There are two types of headphones. Open-back and closed-back designs. Open-back headphones offer a better soundstage as the open design allows soundwaves to travel more efficiently around your ears.
In contrast, headphones with a closed-back design only keep the music contained so there’s limited space for sound waves to travel.
What is Imaging in Audio?
After carefully describing sound staging, let us now break down imaging. Imaging describes how accurately an audio source can identify the direction of individual sounds. It helps you create a better picture of the types of instruments used in the music and the position of the vocalist.
You will notice this whenever you listen to music. If your audio source has accurate imaging, it will be easy to tell where the sound from each instrument is coming from. Soundstaging is important for correct imaging. This is probably why both terms are often confused.
What is Speaker Imaging?
When it comes to sound imaging in speakers, you will notice that the instruments seem to float between one speaker and another.
This makes it easy to identify and visualize the content of the music for a better listening experience.

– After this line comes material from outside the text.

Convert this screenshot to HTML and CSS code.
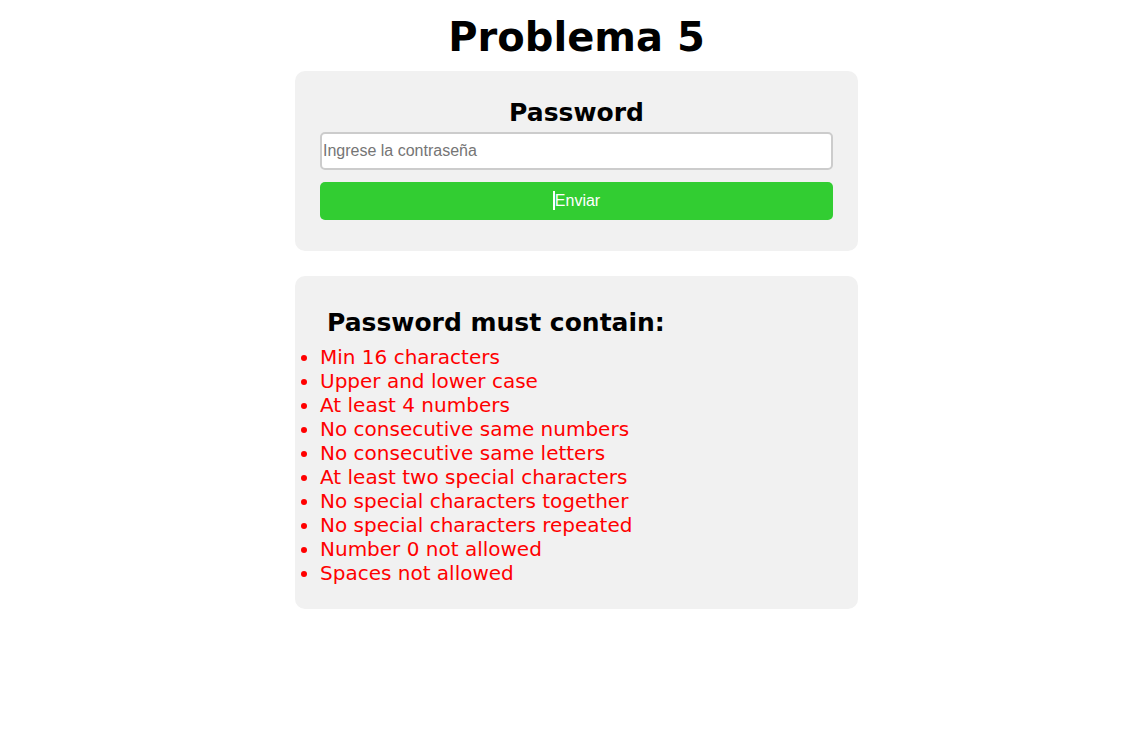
FILE: index.html
```html
<!DOCTYPE html>
<html lang="es">
<head>
<meta charset="utf-8">
<title>Problema 5</title>
<link rel="stylesheet" href="styles.css">
</head>
<body>
<h1 class="title">Problema 5</h1>
<div class="card form-card">
  <h2 class="card-title">Password</h2>
  <input class="pw-input" type="password" placeholder="Ingrese la contraseña">
  <button class="send-btn"><span class="caret"></span>Enviar</button>
</div>
<div class="card rules-card">
  <h3 class="rules-title">Password must contain:</h3>
  <ul class="rules">
    <li>Min 16 characters</li>
    <li>Upper and lower case</li>
    <li>At least 4 numbers</li>
    <li>No consecutive same numbers</li>
    <li>No consecutive same letters</li>
    <li>At least two special characters</li>
    <li>No special characters together</li>
    <li>No special characters repeated</li>
    <li>Number 0 not allowed</li>
    <li>Spaces not allowed</li>
  </ul>
</div>
</body>
</html>
```

FILE: styles.css
```css
body {
  margin: 0;
  padding-left: 26px;
  font-family: "DejaVu Sans", Verdana, sans-serif;
  display: flex;
  flex-direction: column;
  align-items: center;
  background: #fff;
}
.title {
  font-size: 40px;
  font-weight: bold;
  margin: 14px 0 11px;
  line-height: 46px;
}
.card {
  width: 563px;
  box-sizing: border-box;
  background: #f1f1f1;
  border-radius: 10px;
}
.form-card {
  padding: 26px 25px 31px;
  display: flex;
  flex-direction: column;
}
.card-title {
  text-align: center;
  font-size: 25px;
  margin: 0 0 3px;
  line-height: 32px;
}
.pw-input {
  height: 38px;
  box-sizing: border-box;
  border: 2px solid #ccc;
  border-radius: 5px;
  padding: 0 1px;
  font-family: "Liberation Sans", Arial, sans-serif;
  font-size: 16px;
  background: #fff;
  outline: none;
}
.pw-input::placeholder { color: #757575; }
.send-btn {
  margin-top: 12px;
  height: 38px;
  border: none;
  border-radius: 5px;
  background: #32cd32;
  color: #fff;
  font-family: "Liberation Sans", Arial, sans-serif;
  font-size: 16px;
  padding: 0 6px 2px;
}
.caret {
  display: inline-block;
  width: 2px;
  height: 19px;
  background: #fff;
  vertical-align: -4px;
}
.rules-card {
  margin-top: 25px;
  padding: 33px 0 24px;
}
.rules-title {
  font-size: 25px;
  margin: 0 0 8px 32px;
  line-height: 28px;
}
.rules {
  margin: 0;
  padding-left: 25px;
  color: #ff0000;
  font-size: 20px;
  line-height: 24px;
}
```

Accurate speaker imaging can help you recreate a concert-like experience in your home.
Besides having a quality set of speakers, speaker imaging can be improved by:
- Adjusting the speaker/ your listening position
- Soundproofing the listening room
- Listening to audio with accurate imaging information
A quality set of headphones can also help offer precise imaging. You will notice that the sounds may switch from the left earcup to the right one depending on the instrument being played. If you are keen, you can also tell how far the instruments are from each other.
Despite having the music only around your ears, it can make you feel like you are in an actual concert hall. Gamers can also benefit from accurate headphone imaging since it can make it easier to pinpoint the position of other players in the game. This can give you a competitive edge.

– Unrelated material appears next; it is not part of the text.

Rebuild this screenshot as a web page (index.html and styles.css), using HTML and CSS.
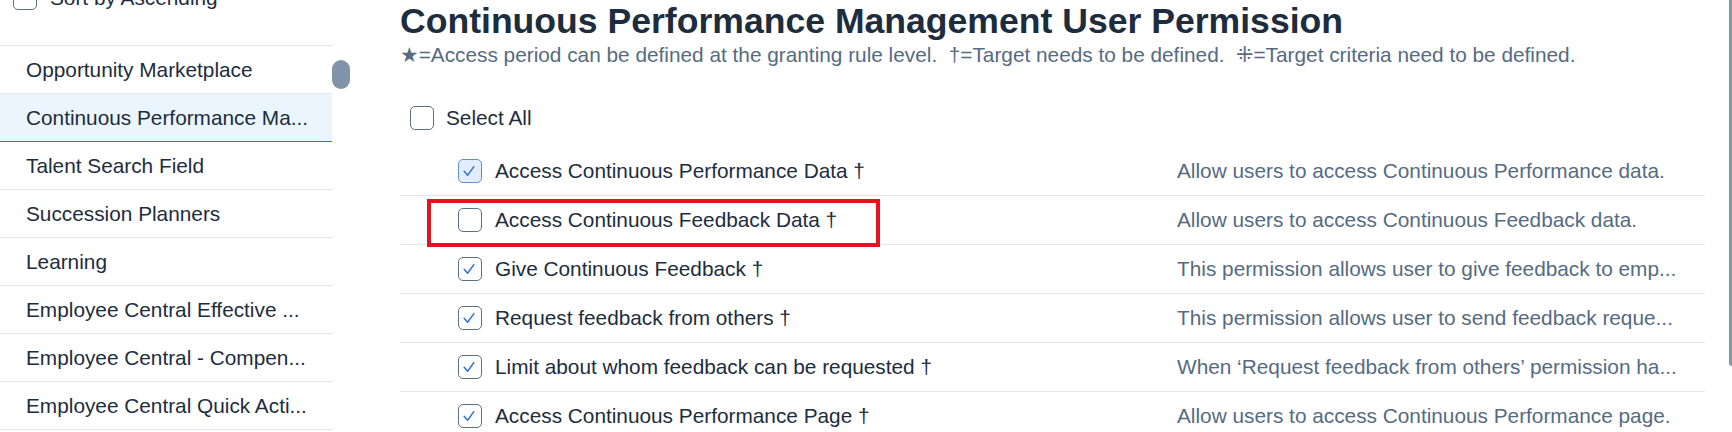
FILE: index.html
```html
<!DOCTYPE html>
<html lang="en">
<head>
<meta charset="utf-8">
<title>Continuous Performance Management User Permission</title>
<link rel="stylesheet" href="styles.css">
</head>
<body>
<aside class="side">
  <div class="side-panel">
    <label class="sort-row">
      <span class="cb"></span>
      <span class="sort-text">Sort by Ascending</span>
    </label>
    <ul class="cat-list">
      <li class="cat">Opportunity Marketplace</li>
      <li class="cat cat-selected">Continuous Performance Ma...</li>
      <li class="cat">Talent Search Field</li>
      <li class="cat">Succession Planners</li>
      <li class="cat">Learning</li>
      <li class="cat">Employee Central Effective ...</li>
      <li class="cat">Employee Central - Compen...</li>
      <li class="cat">Employee Central Quick Acti...</li>
    </ul>
  </div>
  <div class="side-track"><div class="side-thumb"></div></div>
</aside>

<main class="main">
  <h1 class="title">Continuous Performance Management User Permission</h1>
  <p class="legend">★=Access period can be defined at the granting rule level.&nbsp; †=Target needs to be defined.&nbsp; ⁜=Target criteria need to be defined.</p>

  <div class="select-all">
    <span class="cb"></span>
    <span class="select-text">Select All</span>
  </div>

  <div class="perm-list">
    <div class="perm">
      <div class="perm-name">
        <span class="cb cb-checked cb-focus"><svg viewBox="0 0 24 24"><polyline points="5.6,12.4 9.4,16.6 16.2,7.2"/></svg></span>
        <span class="perm-label">Access Continuous Performance Data †</span>
      </div>
      <div class="perm-desc">Allow users to access Continuous Performance data.</div>
    </div>
    <div class="perm perm-marked">
      <div class="perm-name">
        <span class="cb"></span>
        <span class="perm-label">Access Continuous Feedback Data †</span>
      </div>
      <div class="perm-desc">Allow users to access Continuous Feedback data.</div>
      <div class="mark-box"></div>
    </div>
    <div class="perm">
      <div class="perm-name">
        <span class="cb cb-checked"><svg viewBox="0 0 24 24"><polyline points="5.6,12.4 9.4,16.6 16.2,7.2"/></svg></span>
        <span class="perm-label">Give Continuous Feedback †</span>
      </div>
      <div class="perm-desc">This permission allows user to give feedback to emp...</div>
    </div>
    <div class="perm">
      <div class="perm-name">
        <span class="cb cb-checked"><svg viewBox="0 0 24 24"><polyline points="5.6,12.4 9.4,16.6 16.2,7.2"/></svg></span>
        <span class="perm-label">Request feedback from others †</span>
      </div>
      <div class="perm-desc">This permission allows user to send feedback reque...</div>
    </div>
    <div class="perm">
      <div class="perm-name">
        <span class="cb cb-checked"><svg viewBox="0 0 24 24"><polyline points="5.6,12.4 9.4,16.6 16.2,7.2"/></svg></span>
        <span class="perm-label">Limit about whom feedback can be requested †</span>
      </div>
      <div class="perm-desc">When ‘Request feedback from others’ permission ha...</div>
    </div>
    <div class="perm">
      <div class="perm-name">
        <span class="cb cb-checked"><svg viewBox="0 0 24 24"><polyline points="5.6,12.4 9.4,16.6 16.2,7.2"/></svg></span>
        <span class="perm-label">Access Continuous Performance Page †</span>
      </div>
      <div class="perm-desc">Allow users to access Continuous Performance page.</div>
    </div>
  </div>
</main>

<div class="page-track"><div class="page-thumb"></div></div>
</body>
</html>
```

FILE: styles.css
```css
html, body {
  margin: 0;
  padding: 0;
}

body {
  width: 1732px;
  height: 432px;
  overflow: hidden;
  display: flex;
  align-items: flex-start;
  background: #ffffff;
  color: #1d2d3e;
  font-family: "Liberation Sans", Arial, "DejaVu Sans", sans-serif;
  font-size: 20.8px;
}

/* ---------- left panel ---------- */
.side {
  width: 350px;
  flex: none;
  display: flex;
  align-items: flex-start;
}

.side-panel {
  width: 332px;
  flex: none;
}

.sort-row {
  display: flex;
  align-items: center;
  gap: 13px;
  height: 48px;
  margin-top: -26px;
  padding-left: 13px;
}

.cat-list {
  list-style: none;
  margin: 23px 0 0;
  padding: 0;
  border-top: 1px solid #e5e5e5;
}

.cat {
  height: 47px;
  line-height: 47px;
  padding-left: 26px;
  border-bottom: 1px solid #e5e5e5;
  white-space: nowrap;
  overflow: hidden;
}

.cat-selected {
  background: #ebf5fe;
  border-bottom-color: #3f6fc6;
}

.side-track {
  width: 18px;
  flex: none;
  padding-top: 60px;
}

.side-thumb {
  width: 18px;
  height: 29px;
  border-radius: 9px;
  background: #8193a8;
}

/* ---------- checkbox ---------- */
.cb {
  width: 24px;
  height: 24px;
  flex: none;
  box-sizing: border-box;
  border: 1px solid #5b6f85;
  border-radius: 5px;
  background: #ffffff;
  display: flex;
  align-items: center;
  justify-content: center;
}

.cb svg {
  width: 24px;
  height: 24px;
  fill: none;
  stroke: #2f6fd6;
  stroke-width: 1.6;
  stroke-linecap: round;
  stroke-linejoin: round;
}

.cb-focus {
  border-color: #5b8ee0;
  background: #e3eefc;
}

/* ---------- main ---------- */
.main {
  width: 1305px;
  flex: none;
  margin-left: 50px;
}

.title {
  margin: 0;
  padding-top: 1px;
  font-size: 35.6px;
  line-height: 40px;
  font-weight: 700;
  color: #1d2d3e;
  white-space: nowrap;
}

.legend {
  margin: 2px 0 0;
  font-size: 20.8px;
  line-height: 24px;
  color: #556b82;
  white-space: nowrap;
}

.select-all {
  display: flex;
  align-items: center;
  gap: 12px;
  height: 48px;
  margin-top: 27px;
  padding-left: 10px;
}

.perm-list {
  margin-top: 5px;
}

.perm {
  position: relative;
  display: flex;
  align-items: center;
  height: 48px;
  border-bottom: 1px solid #e5e5e5;
}

.perm-name {
  width: 777px;
  flex: none;
  box-sizing: border-box;
  padding-left: 58px;
  display: flex;
  align-items: center;
  gap: 13px;
  white-space: nowrap;
}

.perm-label {
  color: #1d2d3e;
}

.perm-desc {
  flex: 1;
  padding-right: 22px;
  color: #556b82;
  white-space: nowrap;
  overflow: hidden;
}

.mark-box {
  position: absolute;
  left: 27px;
  top: 3px;
  width: 453px;
  height: 48px;
  box-sizing: border-box;
  border: 4px solid #e3141f;
  pointer-events: none;
}

/* ---------- page scrollbar ---------- */
.page-track {
  margin-left: 24px;
  width: 3px;
  flex: none;
}

.page-thumb {
  width: 3px;
  height: 366px;
  background: #8696a9;
  border-bottom-left-radius: 3px;
}
```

Soundstage and Imaging Test
It’s easy to determine the quality of soundstage or imaging of your audio source. Whether it’s your headphones or speaker system, the process of testing both elements is quite the same. You just need to find a good listening room and any modern or well-recorded track.
Once you are in a quiet room, play the track but start out with the volume low. Then, gradually pick it up as you listen to the beats. Repeat this several times with different tracks.
If you are doing this with a portable speaker system, you should adjust the speaker position while you listen for the optimal speaker position. Also, note if the instruments shift between the speakers to test for accurate imaging.
As for your headphones, the process will be more straightforward since you only have to play the track and listen for depth. You should also be keen on the imaging and try to notice how the beats shift between the earcups.
It won’t take you long to determine if you have a quality set of headphones or not.
Here is a list of songs you can play on your headphones to test the soundstage and imaging:
- Finding Hope- Paths (feat. Nevve)
- Yosi Horikawa- Bubbles
- Michael Jackson-Thriller
- David Guetta- Titanium
- Seven Nation Army- The White Stripes
Also, Spotify’s list of ‘Songs to Test Headphones With’ won’t let you down.
Best Recording to Test Stereo Soundstage
Here’s a list of popular recordings that can help you test your Stereo’s soundstage quality:
- Willy Deville- Assasion of Love
- Sarah Vaughan- After Hours
- Metallica- Enter Sandman (the original)
- Arthur Blythe- Night Song
- Chicago Pro Musica- Three Penny Opera Suite
- Ben E. King- Spanish Harlem
There you have it, folks! Just think of soundstage as a 3-D environment where sound exists and imaging as an accurate depiction of where each sound is coming from within the soundstage environment.
However, if you listen to older music (before ’60s) soundstage and imaging may be somewhat hard to identify — audio engineers then didn’t utilize these features to bring out the best in music. The music just seemed to originate from one position. Dead center.
Currently, almost all songs come with accurate imaging information. You just need to get a decent audio source to bring it out.